(Pages as source code)
━━━━

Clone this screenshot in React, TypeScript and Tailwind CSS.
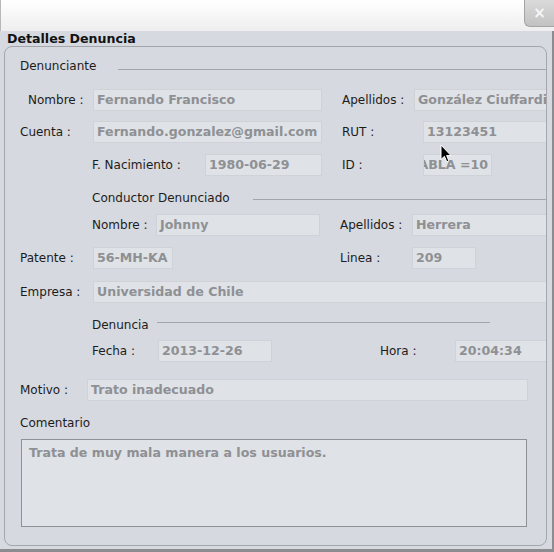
import React from 'react';

const Field: React.FC<{ className: string; children?: React.ReactNode; right?: boolean }> = ({ className, children, right }) => (
  <div
    className={`h-[22px] shrink-0 bg-[#dfe2e6] border border-[#cfd2d7] flex items-center overflow-hidden whitespace-nowrap font-bold text-[12.6px] text-[#8e9094] ${
      right ? 'justify-end pr-[3px]' : 'pl-[3px]'
    } ${className}`}
  >
    {children}
  </div>
);

const Label: React.FC<{ className: string; children: React.ReactNode }> = ({ className, children }) => (
  <div className={`shrink-0 whitespace-nowrap ${className}`}>{children}</div>
);

const App: React.FC = () => {
  return (
    <div className="w-[554px] h-[552px] relative overflow-hidden bg-[#d6d9df] font-['DejaVu_Sans',sans-serif] text-[12px] leading-[16px] text-[#1c1c1c]">
      {/* window decoration */}
      <div className="h-[31px] bg-gradient-to-b from-white to-[#eeeeee] flex justify-end border-l border-[#b8b8b8]">
        <div className="w-[30px] h-[27px] bg-gradient-to-b from-[#dadada] to-[#c2c2c2] border-l border-b border-[#a4a4a4] rounded-bl-[6px] flex items-center justify-center text-[#f6f6f6] font-bold text-[15px]">
          ×
        </div>
      </div>

      <div className="h-[521px] border-r-2 border-b-[3px] border-[#8a8c90] flex flex-col">
        <div className="h-[15px] pl-[7px] font-bold text-[12.6px] leading-[15px] text-[#111]">Detalles Denuncia</div>

        <div className="ml-[4px] w-[543px] h-[500px] shrink-0 border border-[#a3a6ab] rounded-[8px] overflow-hidden flex flex-col">
          {/* Denunciante */}
          <div className="mt-[11px] h-[16px] flex items-start">
            <Label className="ml-[15px] w-[98px]">Denunciante</Label>
            <div className="mt-[11px] flex-1 h-px bg-[#a2a5aa]" />
          </div>

          <div className="mt-[15px] h-[22px] flex items-center">
            <Label className="ml-[23px] w-[65px]">Nombre :</Label>
            <Field className="w-[229px]">Fernando Francisco</Field>
            <Label className="ml-[20px] w-[72px]">Apellidos :</Label>
            <Field className="w-[145px]">González Ciuffardi</Field>
          </div>

          <div className="mt-[10px] h-[22px] flex items-center">
            <Label className="ml-[15px] w-[73px]">Cuenta :</Label>
            <Field className="w-[229px]">Fernando.gonzalez@gmail.com</Field>
            <Label className="ml-[20px] w-[81px]">RUT :</Label>
            <Field className="w-[140px]">13123451</Field>
          </div>

          <div className="mt-[11px] h-[22px] flex items-center">
            <Label className="ml-[87px] w-[113px]">F. Nacimiento :</Label>
            <Field className="w-[117px]">1980-06-29</Field>
            <Label className="ml-[20px] w-[81px]">ID :</Label>
            <Field className="w-[69px]" right>
              TABLA =10
            </Field>
          </div>

          {/* Conductor Denunciado */}
          <div className="mt-[14px] h-[16px] flex items-start">
            <Label className="ml-[87px] w-[161px]">Conductor Denunciado</Label>
            <div className="mt-[9px] flex-1 h-px bg-[#a2a5aa]" />
          </div>

          <div className="mt-[8px] h-[22px] flex items-center">
            <Label className="ml-[87px] w-[64px]">Nombre :</Label>
            <Field className="w-[164px]">Johnny</Field>
            <Label className="ml-[20px] w-[72px]">Apellidos :</Label>
            <Field className="w-[145px]">Herrera</Field>
          </div>

          <div className="mt-[11px] h-[22px] flex items-center">
            <Label className="ml-[15px] w-[73px]">Patente :</Label>
            <Field className="w-[80px]">56-MH-KA</Field>
            <Label className="ml-[167px] w-[72px]">Linea :</Label>
            <Field className="w-[64px]">209</Field>
          </div>

          <div className="mt-[12px] h-[22px] flex items-center">
            <Label className="ml-[15px] w-[73px]">Empresa :</Label>
            <Field className="w-[460px]">Universidad de Chile</Field>
          </div>

          {/* Denuncia */}
          <div className="mt-[14px] h-[16px] flex items-start">
            <Label className="ml-[87px] w-[65px]">Denuncia</Label>
            <div className="mt-[5px] w-[333px] h-px bg-[#a2a5aa]" />
          </div>

          <div className="mt-[7px] h-[22px] flex items-center">
            <Label className="ml-[87px] w-[66px]">Fecha :</Label>
            <Field className="w-[114px]">2013-12-26</Field>
            <Label className="ml-[108px] w-[75px]">Hora :</Label>
            <Field className="w-[100px]">20:04:34</Field>
          </div>

          <div className="mt-[17px] h-[22px] flex items-center">
            <Label className="ml-[15px] w-[67px]">Motivo :</Label>
            <Field className="w-[441px]">Trato inadecuado</Field>
          </div>

          <div className="mt-[14px] h-[16px] flex items-center">
            <Label className="ml-[15px]">Comentario</Label>
          </div>

          <div className="mt-[8px] ml-[16px] w-[506px] h-[88px] shrink-0 bg-[#dfe2e6] border border-[#8e9196] pt-[5px] pl-[7px] font-bold text-[12.6px] text-[#8e9094]">
            Trata de muy mala manera a los usuarios.
          </div>
        </div>
      </div>

      {/* mouse pointer */}
      <svg className="absolute left-[440px] top-[144px]" width="12" height="19" viewBox="0 0 12 19">
        <path
          d="M1 1 L1 15.5 L4.4 12.3 L6.8 17.8 L8.9 16.9 L6.6 11.6 L11 11.6 Z"
          fill="#000"
          stroke="#fff"
          strokeWidth="1"
          strokeLinejoin="round"
        />
      </svg>
    </div>
  );
};

export default App;
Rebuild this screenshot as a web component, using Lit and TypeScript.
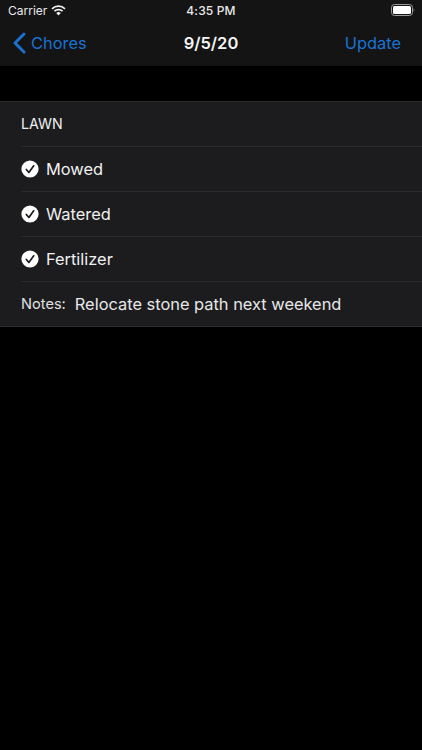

━━━━

REQUEST:
From the opening line of the entries above to the line containing "font-bold text-[12.6px] leading-[15px]", please transcribe each line exactly, skipping every picture.

RESPONSE:
Clone this screenshot in React, TypeScript and Tailwind CSS.
import React from 'react';

const Field: React.FC<{ className: string; children?: React.ReactNode; right?: boolean }> = ({ className, children, right }) => (
  <div
    className={`h-[22px] shrink-0 bg-[#dfe2e6] border border-[#cfd2d7] flex items-center overflow-hidden whitespace-nowrap font-bold text-[12.6px] text-[#8e9094] ${
      right ? 'justify-end pr-[3px]' : 'pl-[3px]'
    } ${className}`}
  >
    {children}
  </div>
);

const Label: React.FC<{ className: string; children: React.ReactNode }> = ({ className, children }) => (
  <div className={`shrink-0 whitespace-nowrap ${className}`}>{children}</div>
);

const App: React.FC = () => {
  return (
    <div className="w-[554px] h-[552px] relative overflow-hidden bg-[#d6d9df] font-['DejaVu_Sans',sans-serif] text-[12px] leading-[16px] text-[#1c1c1c]">
      {/* window decoration */}
      <div className="h-[31px] bg-gradient-to-b from-white to-[#eeeeee] flex justify-end border-l border-[#b8b8b8]">
        <div className="w-[30px] h-[27px] bg-gradient-to-b from-[#dadada] to-[#c2c2c2] border-l border-b border-[#a4a4a4] rounded-bl-[6px] flex items-center justify-center text-[#f6f6f6] font-bold text-[15px]">
          ×
        </div>
      </div>

      <div className="h-[521px] border-r-2 border-b-[3px] border-[#8a8c90] flex flex-col">
        <div className="h-[15px] pl-[7px] font-bold text-[12.6px] leading-[15px] text-[#111]">Detalles Denuncia</div>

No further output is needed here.